▸ **Data**
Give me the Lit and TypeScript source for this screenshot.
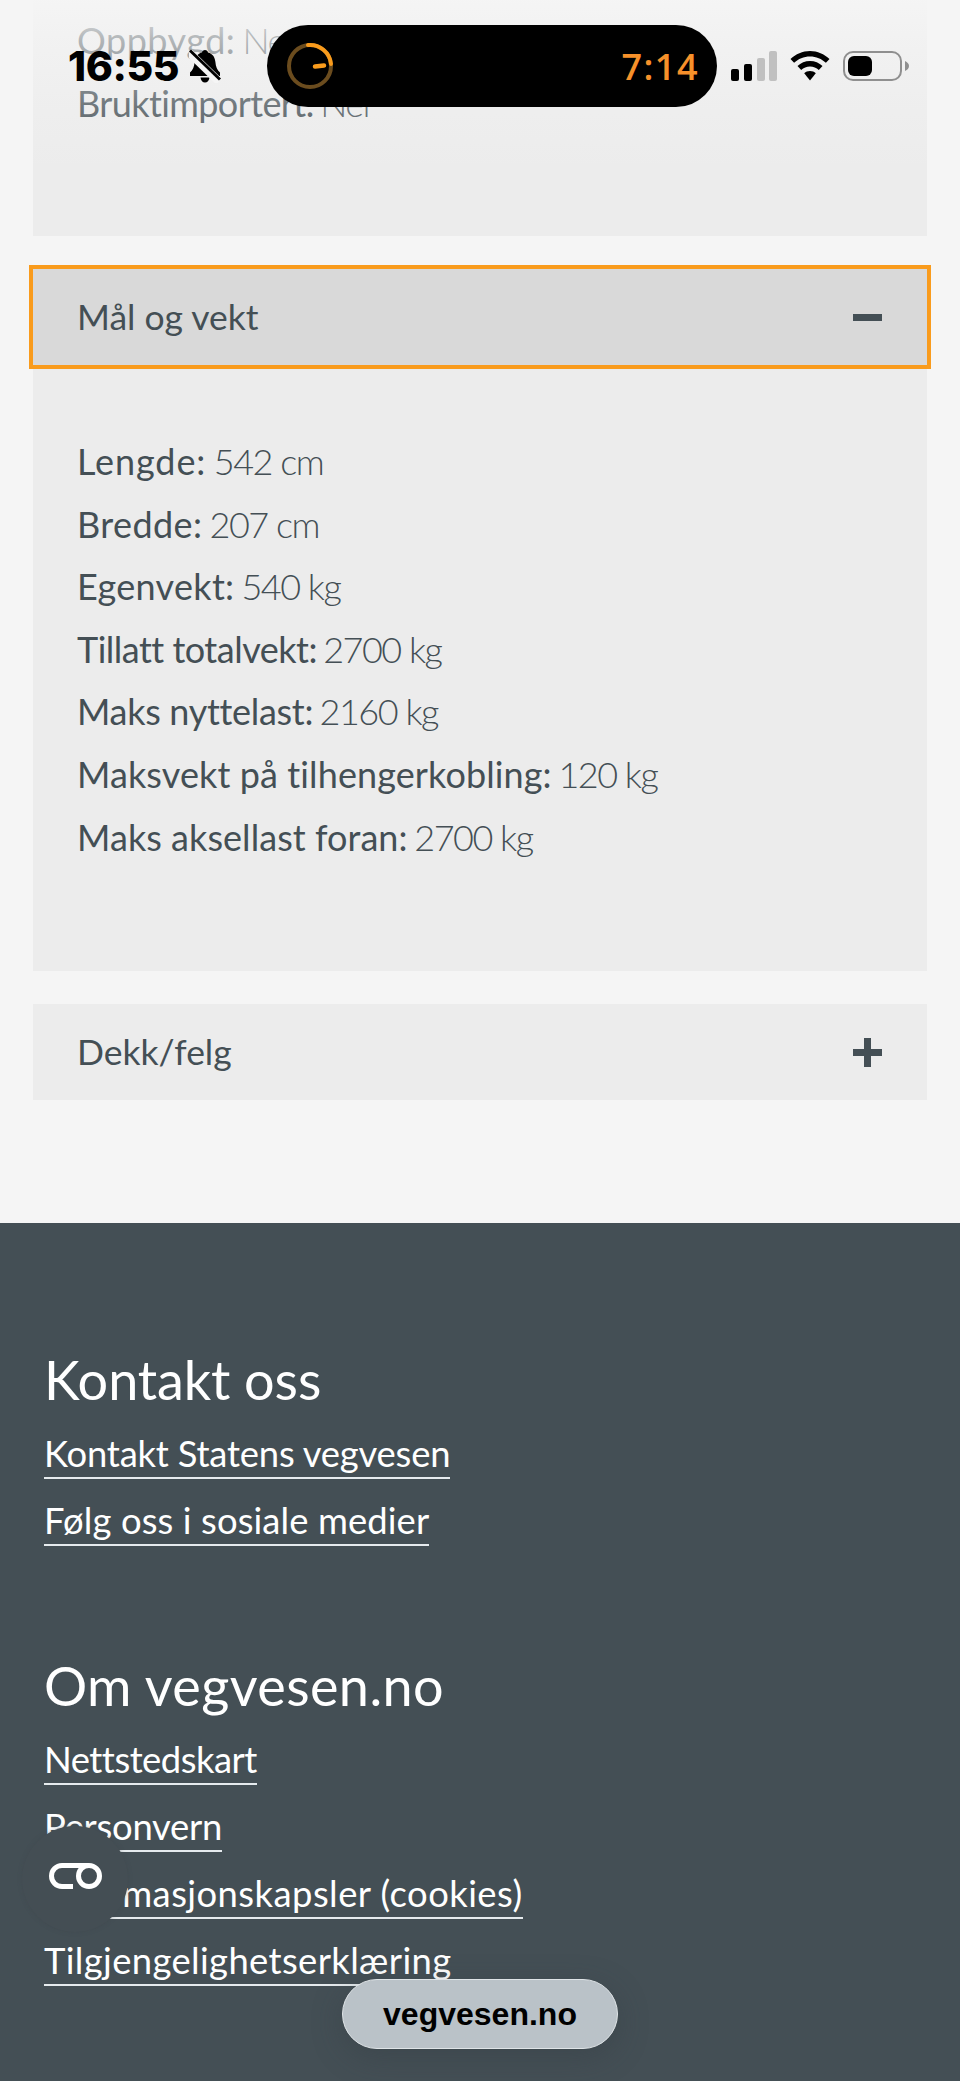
import { html, css, LitElement } from "lit";
import { customElement } from "lit/decorators.js";

// third value: tracking in px, the site's font has other widths than Lato
const MEASURES: [string, string, number][] = [
  ["Lengde:", "542 cm", 0.9],
  ["Bredde:", "207 cm", 0.4],
  ["Egenvekt:", "540 kg", 0.3],
  ["Tillatt totalvekt:", "2700 kg", -0.5],
  ["Maks nyttelast:", "2160 kg", -0.3],
  ["Maksvekt på tilhengerkobling:", "120 kg", 0.1],
  ["Maks aksellast foran:", "2700 kg", 0.05],
];

const FOOTER = [
  {
    title: "Kontakt oss",
    track: -0.1,
    links: [
      { text: "Kontakt Statens vegvesen", track: -0.2 },
      { text: "Følg oss i sosiale medier", track: 0.1 },
    ],
  },
  {
    title: "Om vegvesen.no",
    track: 0.4,
    links: [
      { text: "Nettstedskart", track: -0.5 },
      { text: "Personvern", track: -0.25 },
      { text: "Informasjonskapsler (cookies)", track: 0.45 },
      { text: "Tilgjengelighetserklæring", track: 0.37 },
    ],
  },
];

@customElement("app-root")
export class AppRoot extends LitElement {
  static styles = css`
    :host {
      display: block;
      position: relative;
      height: 2081px;
      overflow: hidden;
      background: #f5f5f5;
      font-family: Lato, "Liberation Sans", sans-serif;
      color: #444f55;
    }

    /* accordion */
    .accordion {
      display: flex;
      flex-direction: column;
      padding: 0 33px;
    }
    .body {
      background: #ececec;
      padding: 9px 44px 0;
    }
    .body.first {
      height: 227px;
      margin-bottom: 33px;
    }
    .body.open {
      height: 606px;
      padding-top: 65px;
      box-sizing: border-box;
      margin-bottom: 33px;
    }
    .row {
      font-size: 36px;
      line-height: 62.6px;
      white-space: nowrap;
    }
    .row span {
      font-weight: 300;
      letter-spacing: -1.5px;
      margin-left: -2.5px;
    }
    .head {
      display: flex;
      align-items: center;
      justify-content: space-between;
      height: 96px;
      padding: 0 45px 0 44px;
      background: #ececec;
      font-size: 35.5px;
    }
    .head.focus {
      position: relative;
      z-index: 1;
      background: #d9d9d9;
      outline: 4px solid #f99b1c;
    }
    .label {
      margin-bottom: 2px;
    }
    .sign {
      position: relative;
      width: 29px;
      height: 29px;
    }
    .sign::before,
    .sign.plus::after {
      content: "";
      position: absolute;
      background: #444f55;
    }
    .sign::before {
      left: 0;
      right: 0;
      top: 11px;
      height: 7px;
    }
    .sign.plus::after {
      top: 0;
      bottom: 0;
      left: 11px;
      width: 7px;
    }

    /* footer */
    footer {
      margin-top: 123px;
      background: #444f55;
      color: #fff;
      padding: 124px 44px 0;
      height: 858px;
      box-sizing: border-box;
    }
    .group {
      display: flex;
      flex-direction: column;
      align-items: flex-start;
      margin-bottom: 107px;
    }
    h2 {
      margin: 0 0 -1px;
      font-size: 54px;
      line-height: 66px;
      font-weight: 400;
    }
    .group a {
      display: block;
      margin-top: 20px;
      height: 45px;
      line-height: 43px;
      font-size: 36.4px;
      color: #fff;
      border-bottom: 2px solid #e6ebee;
      white-space: nowrap;
    }

    /* overlays */
    .fade {
      position: absolute;
      inset: 0 0 auto 0;
      height: 170px;
      background: linear-gradient(
        rgba(245, 245, 245, 0.95) 0,
        rgba(245, 245, 245, 0.62) 40px,
        rgba(245, 245, 245, 0.25) 105px,
        rgba(245, 245, 245, 0) 170px
      );
    }
    .status {
      position: absolute;
      top: 25px;
      left: 68px;
      width: 842px;
      height: 82px;
      display: flex;
      align-items: center;
    }
    .clock {
      width: 122px;
      font-family: Inter, sans-serif;
      font-size: 41px;
      font-weight: 800;
      color: #000;
      letter-spacing: -0.4px;
    }
    .bell {
      margin-left: -1px;
      margin-right: 47px;
    }
    .island {
      width: 450px;
      height: 82px;
      border-radius: 41px;
      background: #000;
      display: flex;
      align-items: center;
      justify-content: space-between;
      padding: 0 18px 0 19px;
      box-sizing: border-box;
      margin-left: -1px;
    }
    .timer {
      font-family: "Open Sans", sans-serif;
      font-size: 36px;
      font-weight: 600;
      color: #f7912a;
      letter-spacing: 1.5px;
    }
    .sys {
      display: flex;
      align-items: center;
      margin-left: 14px;
      gap: 13px;
    }
    .cookie {
      position: absolute;
      left: 22px;
      top: 1826px;
      width: 106px;
      height: 106px;
      border-radius: 50%;
      background: #444e54;
      box-shadow: 0 0 4px rgba(62, 70, 76, 0.4);
      display: flex;
      align-items: center;
      justify-content: center;
    }
    .cookie svg {
      margin-top: -8px;
    }
    .pill {
      position: absolute;
      left: 342px;
      top: 1979px;
      width: 276px;
      height: 70px;
      border-radius: 35px;
      background: #bac2c8;
      border: 1px solid #dfe4e7;
      box-sizing: border-box;
      box-shadow: 0 8px 30px rgba(50, 58, 64, 0.35);
      display: flex;
      align-items: center;
      justify-content: center;
      font-family: "Liberation Sans", sans-serif;
      font-size: 32px;
      font-weight: 700;
      color: #000;
    }
  `;

  renderStatus() {
    return html`
      <div class="fade"></div>
      <div class="status">
        <span class="clock">16:55</span>
        <svg class="bell" width="32" height="34" viewBox="0 0 32 34">
          <path d="M16 1c-1.600 0-2.800 1-3 2.400C8 4.600 6 8.600 5.600 13c-.4 4.500-1.600 8-4.600 10.600V27h30v-3.400C28 21 26.800 17.500 26.400 13 26 8.600 24 4.600 19 3.400 18.800 2 17.600 1 16 1zM11.500 28.500c.3 3 2.200 5 4.500 5s4.200-2 4.500-5z" fill="#000"/>
          <path d="M0 3.500l30 29" stroke="#f5f5f5" stroke-width="8"/>
          <path d="M1 1.500l30 29" stroke="#000" stroke-width="3"/>
        </svg>
        <div class="island">
          <svg width="48" height="48" viewBox="0 0 48 48">
            <circle cx="24" cy="24" r="21" fill="none" stroke="#6b4c1e" stroke-width="4"/>
            <path d="M22 3.100A21 21 0 0 1 45 22" fill="none" stroke="#f99b1c" stroke-width="4" stroke-linecap="round"/>
            <path d="M29 24.500l9-1" stroke="#f99b1c" stroke-width="4.500" stroke-linecap="round"/>
          </svg>
          <span class="timer">7:14</span>
        </div>
        <div class="sys">
          <svg width="46" height="30" viewBox="0 0 46 30">
            <rect x="0" y="18" width="8" height="12" rx="2" fill="#000"/>
            <rect x="13" y="13" width="8" height="17" rx="2" fill="#000"/>
            <rect x="26" y="7" width="8" height="23" rx="2" fill="#c0c0c0"/>
            <rect x="38" y="0" width="8" height="30" rx="2" fill="#c0c0c0"/>
          </svg>
          <svg width="40" height="30" viewBox="0 0 40 30">
            <path d="M20 0C12.500 0 5.800 3 .5 8l3.600 3.800C8.300 7.800 13.800 5.400 20 5.400s11.700 2.400 15.900 6.400L39.500 8C34.200 3 27.500 0 20 0z" fill="#000"/>
            <path d="M20 10c-4.800 0-9.200 1.900-12.500 5l3.700 3.900c2.300-2.200 5.400-3.500 8.800-3.500s6.500 1.300 8.800 3.500l3.700-3.900C29.200 11.900 24.800 10 20 10z" fill="#000"/>
            <path d="M20 20c-2.300 0-4.300.9-5.800 2.300L20 29.500l5.800-7.200C24.300 20.900 22.300 20 20 20z" fill="#000"/>
          </svg>
          <svg width="66" height="30" viewBox="0 0 66 30">
            <rect x="1" y="1" width="57" height="28" rx="9" fill="none" stroke="#8f8f8f" stroke-width="2"/>
            <rect x="5" y="5" width="24" height="20" rx="6" fill="#000"/>
            <path d="M62 10c2.500 1 4 3 4 5s-1.500 4-4 5z" fill="#8f8f8f"/>
          </svg>
        </div>
      </div>
    `;
  }

  render() {
    return html`
      <div class="accordion">
        <div class="body first">
          <div class="row" style="letter-spacing:0.5px">Oppbygd: <span>Nei</span></div>
          <div class="row" style="letter-spacing:-0.6px">Bruktimportert: <span>Nei</span></div>
        </div>
        <div class="head focus"><span class="label">Mål og vekt</span><span class="sign"></span></div>
        <div class="body open">
          ${MEASURES.map(
            ([k, v, t]) => html`<div class="row" style="letter-spacing:${t}px">${k} <span>${v}</span></div>`
          )}
        </div>
        <div class="head"><span class="label">Dekk/felg</span><span class="sign plus"></span></div>
      </div>
      <footer>
        ${FOOTER.map(
          (g) => html`
            <div class="group">
              <h2 style="letter-spacing:${g.track}px">${g.title}</h2>
              ${g.links.map((l) => html`<a style="letter-spacing:${l.track}px">${l.text}</a>`)}
            </div>
          `
        )}
      </footer>
      ${this.renderStatus()}
      <div class="cookie">
        <svg width="58" height="30" viewBox="0 0 58 30">
          <path d="M27 26.500H16a10.500 10.500 0 0 1 0-21H43" fill="none" stroke="#fff" stroke-width="5"/>
          <circle cx="43" cy="16" r="10.500" fill="none" stroke="#fff" stroke-width="5"/>
        </svg>
      </div>
      <div class="pill">vegvesen.no</div>
    `;
  }
}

▸ **Task details**
Pick out, from the lines above, every one that contains the string "this".

▸ **The result**
Give me the Lit and TypeScript source for this screenshot.
      ${this.renderStatus()}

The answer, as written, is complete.